Since 1956, Dr. Buchanan had spent most of his career in Virginia, teaching at the University of Virginia and Virginia Tech before joining the faculty at George Mason in 1983. He won the Nobel Prize in 1986 for being a key architect of the school of economic thought known as public choice.
In simplified form, Dr. Buchanan applied the principles of the economic marketplace to politics. He argued that politicians and government officials — like other participants in an economic system — acted in their own self-interest. Since the policymakers’ goal was to be reelected or maintain power, they did not always act in the best interest of the public, or at least of public finances.
Lawmakers routinely voted for programs popular with their constituents, Dr. Buchanan maintained, but they were reluctant to ask for corresponding tax increases.
“Their natural proclivity is to spend more and not tax,” he explained to Time magazine in 1986. By refusing to make a choice between taxing and spending, the politicians ended up driving the economy into a cycle of ever-spiraling budget deficits.
“His big contribution,” Gary Hufbauer, senior fellow at the Peterson Institute for International Economics, said Wednesday, “is that he got our profession to think of government policymakers not as platonic philosophers but as interested parties in their own right who are furthering their own views, at least some extent.”
Dr. Buchanan and his onetime colleague, Gordon Tullock, outlined the “public choice” model in their 1962 book “The Calculus of Consent,” which became a major theoretical basis for conservative and libertarian economic thinkers.
Their view represented a stark departure from the long-prevailing economic views of John Maynard Keynes, who held that deficit spending was a useful tool for advancing the public good through government programs.
“Keynesian economics turned the politicians loose,” Dr. Buchanan wrote in 1978.
Dr. Buchanan was also a longtime advocate for a constitutional amendment requiring a balanced budget, saying politicians would not stop spending unless forced.
“There’s a natural proclivity for them to create deficits unless they are constrained by some moral rule or some constitutional rule,” he told The Washington Post in 1986.
Sen. Phil Gramm (R-Tex.), a sponsor of the Gramm-Rudman-Hollings Act of the 1980s, once described Dr. Buchanan as the first economist “to bring to bear the basic logic of economics to public-policy decision-making.”
Some scholars were not as receptive to his economic solutions, calling them simplistic and unoriginal. But Dr. Buchanan, who had disdain for what he called the “Eastern academic elite,” said his ideas reflected “simple applications of common sense that the academics all forget about.”
James McGill Buchanan Jr. was born Oct. 3, 1919, in Murfreesboro, Tenn. His grandfather was a Tennessee governor in the 1890s, but Dr. Buchanan grew up in rural poverty “without indoor plumbing, electricity, radio, television, or air travel,” he wrote in an autobiographical essay.

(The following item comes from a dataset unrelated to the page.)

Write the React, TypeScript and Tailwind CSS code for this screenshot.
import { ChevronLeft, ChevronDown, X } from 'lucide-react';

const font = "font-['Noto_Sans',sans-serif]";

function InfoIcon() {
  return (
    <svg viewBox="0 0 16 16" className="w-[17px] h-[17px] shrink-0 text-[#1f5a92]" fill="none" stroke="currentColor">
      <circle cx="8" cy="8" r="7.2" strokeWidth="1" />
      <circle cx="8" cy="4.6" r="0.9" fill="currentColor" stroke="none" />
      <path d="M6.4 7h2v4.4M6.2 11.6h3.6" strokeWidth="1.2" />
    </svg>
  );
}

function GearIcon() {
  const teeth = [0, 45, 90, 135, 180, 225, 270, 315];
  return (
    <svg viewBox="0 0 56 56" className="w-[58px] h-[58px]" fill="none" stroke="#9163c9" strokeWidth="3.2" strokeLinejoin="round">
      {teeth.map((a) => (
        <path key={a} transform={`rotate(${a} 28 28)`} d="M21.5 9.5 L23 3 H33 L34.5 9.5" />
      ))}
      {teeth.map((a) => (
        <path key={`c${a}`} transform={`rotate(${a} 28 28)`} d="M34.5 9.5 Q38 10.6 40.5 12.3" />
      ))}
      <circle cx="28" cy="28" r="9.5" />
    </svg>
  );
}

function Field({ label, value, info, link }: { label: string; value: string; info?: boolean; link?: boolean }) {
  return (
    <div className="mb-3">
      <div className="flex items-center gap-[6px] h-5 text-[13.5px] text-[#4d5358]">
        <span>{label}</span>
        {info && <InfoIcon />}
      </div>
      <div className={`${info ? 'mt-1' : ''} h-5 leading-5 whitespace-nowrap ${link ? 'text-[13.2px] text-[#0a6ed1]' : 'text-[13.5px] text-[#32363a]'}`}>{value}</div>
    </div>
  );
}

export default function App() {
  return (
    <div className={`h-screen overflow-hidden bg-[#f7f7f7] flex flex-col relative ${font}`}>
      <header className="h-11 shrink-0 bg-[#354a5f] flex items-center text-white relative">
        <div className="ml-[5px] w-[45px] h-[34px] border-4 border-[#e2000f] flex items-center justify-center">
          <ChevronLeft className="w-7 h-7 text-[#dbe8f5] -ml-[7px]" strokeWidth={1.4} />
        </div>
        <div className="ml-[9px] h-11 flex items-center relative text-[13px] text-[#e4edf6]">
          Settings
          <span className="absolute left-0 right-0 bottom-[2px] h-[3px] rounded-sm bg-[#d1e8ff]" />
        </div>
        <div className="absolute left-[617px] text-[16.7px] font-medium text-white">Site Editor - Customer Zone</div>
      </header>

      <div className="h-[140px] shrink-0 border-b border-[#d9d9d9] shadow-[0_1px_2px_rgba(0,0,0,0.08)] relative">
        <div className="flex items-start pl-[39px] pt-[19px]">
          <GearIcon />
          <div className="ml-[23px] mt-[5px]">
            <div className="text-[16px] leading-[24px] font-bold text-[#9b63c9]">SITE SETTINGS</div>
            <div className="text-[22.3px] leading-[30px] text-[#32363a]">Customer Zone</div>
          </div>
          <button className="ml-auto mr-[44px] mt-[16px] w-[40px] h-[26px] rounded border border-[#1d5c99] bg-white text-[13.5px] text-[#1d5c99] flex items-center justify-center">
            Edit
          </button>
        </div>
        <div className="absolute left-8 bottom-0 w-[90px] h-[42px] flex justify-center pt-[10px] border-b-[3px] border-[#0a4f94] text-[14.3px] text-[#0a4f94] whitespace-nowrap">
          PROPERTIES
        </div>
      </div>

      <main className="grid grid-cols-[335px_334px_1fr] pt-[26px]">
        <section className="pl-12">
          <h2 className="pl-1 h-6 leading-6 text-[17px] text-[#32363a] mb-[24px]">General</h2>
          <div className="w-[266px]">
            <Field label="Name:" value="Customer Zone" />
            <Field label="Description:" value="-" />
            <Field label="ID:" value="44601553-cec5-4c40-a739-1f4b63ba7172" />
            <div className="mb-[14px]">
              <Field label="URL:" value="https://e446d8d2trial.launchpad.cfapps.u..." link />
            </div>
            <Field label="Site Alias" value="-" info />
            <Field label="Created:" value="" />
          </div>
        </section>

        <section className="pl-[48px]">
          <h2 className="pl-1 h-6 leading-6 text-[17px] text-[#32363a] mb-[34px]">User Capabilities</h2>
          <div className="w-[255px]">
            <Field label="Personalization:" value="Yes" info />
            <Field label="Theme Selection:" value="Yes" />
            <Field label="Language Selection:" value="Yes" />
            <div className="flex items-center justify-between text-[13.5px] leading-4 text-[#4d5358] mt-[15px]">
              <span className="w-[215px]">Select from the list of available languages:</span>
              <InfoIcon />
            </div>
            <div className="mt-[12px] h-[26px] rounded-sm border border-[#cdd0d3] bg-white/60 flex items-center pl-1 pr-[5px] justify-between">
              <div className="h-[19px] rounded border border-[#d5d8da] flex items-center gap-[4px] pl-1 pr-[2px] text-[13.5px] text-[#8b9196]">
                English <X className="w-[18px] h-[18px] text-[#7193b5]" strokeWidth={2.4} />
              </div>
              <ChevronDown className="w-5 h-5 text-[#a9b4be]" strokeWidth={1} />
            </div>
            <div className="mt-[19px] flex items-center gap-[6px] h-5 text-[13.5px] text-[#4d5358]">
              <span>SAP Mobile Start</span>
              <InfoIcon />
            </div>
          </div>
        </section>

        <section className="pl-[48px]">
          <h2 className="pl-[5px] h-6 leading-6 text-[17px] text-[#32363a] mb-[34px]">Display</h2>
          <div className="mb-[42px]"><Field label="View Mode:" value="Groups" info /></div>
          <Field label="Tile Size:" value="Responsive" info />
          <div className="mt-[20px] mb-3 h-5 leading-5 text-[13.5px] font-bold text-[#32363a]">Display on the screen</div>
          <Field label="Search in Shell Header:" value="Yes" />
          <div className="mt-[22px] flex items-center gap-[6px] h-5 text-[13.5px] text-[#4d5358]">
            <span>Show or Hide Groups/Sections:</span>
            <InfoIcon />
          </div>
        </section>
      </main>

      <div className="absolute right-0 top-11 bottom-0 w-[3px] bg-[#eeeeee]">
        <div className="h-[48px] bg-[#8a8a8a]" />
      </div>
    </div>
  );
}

He graduated from Middle Tennessee State University in 1940 and received a master’s degree in economics from the University of Tennessee in 1941. During World War II, he served on the staff of Navy Adm. Chester W. Nimitz, commander of the Pacific fleet.

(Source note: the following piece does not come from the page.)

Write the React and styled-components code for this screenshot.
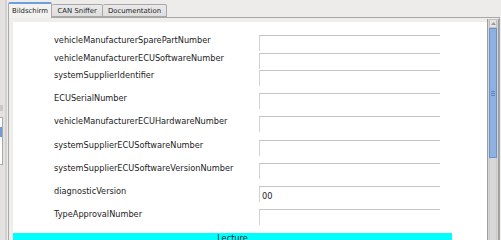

Dr. Buchanan received his doctorate in economics in 1948 from the University of Chicago, long a center of market-oriented economic thought.
He taught at the University of Tennessee and Florida State University before going to U-Va. in 1956 as head of the economics department. He founded a center for the study of political economy at Virginia, then joined the faculty at Virginia Tech in 1969.
Although he had been affiliated since 1983 with George Mason — and was the Fairfax-based university’s first Nobel laureate — Dr. Buchanan continued to live on his 400-acre farm outside Blacksburg, where he raised cattle and grew vegetables.
His wife of 60 years, Anne Bakke Buchanan, died in 2005. Survivors include two sisters.
In 2007, Dr. Buchanan retired from George Mason’s Center for Study of Public Choice — which he had founded at Virginia Tech — but he continued to deliver occasional lectures and work on projects until his death.
His other books included “Fiscal Theory and Political Economy” (1960), “The Limits of Liberty” (1975), “Freedom in Constitutional Contract” (1978), “Liberty, Market and State” and a 10-volume collection of other writings.
Even Dr. Buchanan’s staunchest admirers admitted that he was forbidding and hardly had a warm personality.
“I want a private sphere in which I am protected, where nobody can invade,” he told the Chicago Tribune in 1986. “I don’t feel the need to be a part of a community or a team.”